Plus de 150 millions pour les salaires des joueuses
Conscient que la méthode de gestion n’est pas parfaite, avant le début de cette présente saison, Guinness Cameroon s’est tourné vers son partenaire, la Fécafoot. L’instance faîtière n’avait pas toujours vu d’un bon œil le fait qu’une compagnie extérieure vienne mettre le nez dans sa cuisine interne. Elle va se mettre du côté des clubs et va proposer un changement de règle. Pour permettre de la flexibilité dans la gestion, c’est elle qui va gérer le quotidien financier avec les clubs. En contrepartie, Guinness Cameroon va insister sur l’importance que chaque franc CFA soit investi à bon escient. Le sponsor veut garder la traçabilité du flux financier et demande de recevoir des justificatifs quasi instantanés des sorties d’argent.
La Fécafoot, noyée dans l’après campagne et la volonté exprimée de transparence, a vite fait d’acquiescer. Un peu plus de 150 millions de FCFA vont être sortis pour approvisionner les comptes de la Fécafoot au titre de contribution sur les salaires des joueuses. Pour arriver à ce montant, la Fecafoot et Guinness se sont entendus sur une prise en charge sur les dix mois que devrait durer le championnat, la Guinness Super League.

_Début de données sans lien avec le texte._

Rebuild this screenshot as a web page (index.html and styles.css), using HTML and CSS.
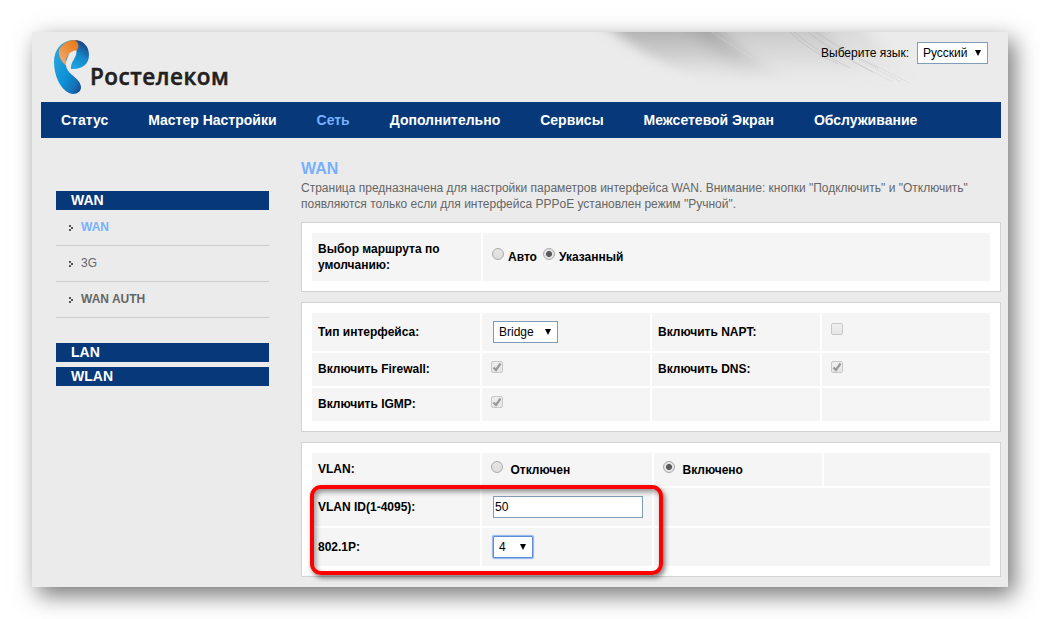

La prise en charge étant de 25 joueuses par équipe à hauteur de 50 000 FCFA par joueuse, sur 10 mois, c’est donc quelques 12 500 000 FCFA qui ont été prévus par équipe, par saison. Soit un total de 150 millions FCFA pour l’ensemble des douze clubs, sur une saison.
Près de 45 millions retenus par la Fédé (?)
Le calendrier qui a été mis en place finalement pour cette saison devrait s’étendre sur sept mois au lieu de dix. À Guinness Cameroon, la frustration sur le fait que l’on ait pas tenu ses promesses sur la longueur du calendrier est énorme. « En termes de visibilité sur le terrain, cela est clairement préjudiciable », indique une source interne que nous avons contactée.
Il se pose alors une question du reliquat des sommes déja versées puisque l’entente ne fonctionnera qu’au 2/3. La perte financière est aussi conséquente puisque ce sont quelques 45 millions FCFA qui ne retourneraient pas à Guinness, et n’iraient non plus aux joueuses qui seront inactives durant cinq mois. « C’est vraiment beaucoup d’argent. La Fécafoot a des comptes à nous rendre, et elle ne semble pas s’en émouvoir du tout », poursuit notre source..
On peut comprendre cette frustration. Guinness Cameroon n’arrive pas à retracer les sommes versées. Les justificatifs de sortie d’argent et les signatures des bénéficiaires ne remontent pas jusqu’au sponsor. « Et pourtant, la fédération s’est portée garante du nouveau système de fonctionnement. C’est uniquement sur leurs insistances sur la flexibilité de gestion que nous avons accepté la proposition ».
La frustration de Guinness et les joueuses
Du côté des joueuses, on est tout autant frustré, sinon plus. Les salaires ne tombent pas toujours ou il faut se battre pour obtenir quelques sous. Dans la plupart des cas, cela fait parti de l’arsenal d’intimidation, qui pour avoir des faveurs, qui pour avoir du temps de jeu. Ces déviances ont d’ailleurs été rapportées au sponsor Guinness. La société brassicole pousse la fédération à lui fournir les justificatifs que les clubs paient tel que prévu les joueuses. Elle ne peut se contenter, pour le moment, que d’attendre sans savoir pourquoi ça traîne.
Rappelons que la Fédération Camerounaise de Football avait promis de doubler le salaire des joueuses de la Guinness Super League. Ce salaire devait passer de FCFA 50 000 à FCFA 100 000. Elle a fait machine arrière, ne pouvant plus contribuer pour des raisons non expliquées. Guinness est donc la seule à financer l’entièreté du salaire de toutes les joueuses en première division féminine.
Ce montage financier a de quoi surprendre. Les patrons des clubs, employeurs de ces filles, ne leur versent aucun francs venant de leurs propres poches. Pour être terre à terre, vous créez votre compagnie, recrutez des employés. Ils travaillent pour vous, vous en recevez tous les honneurs, mais c’est quelqu’un d’autre qui vous donne de quoi payer les salaires. Et vous réussissez à « voler » une partie de cet argent. N’est-ce pas la belle vie ? C’est aussi ça le paradoxe camerounais.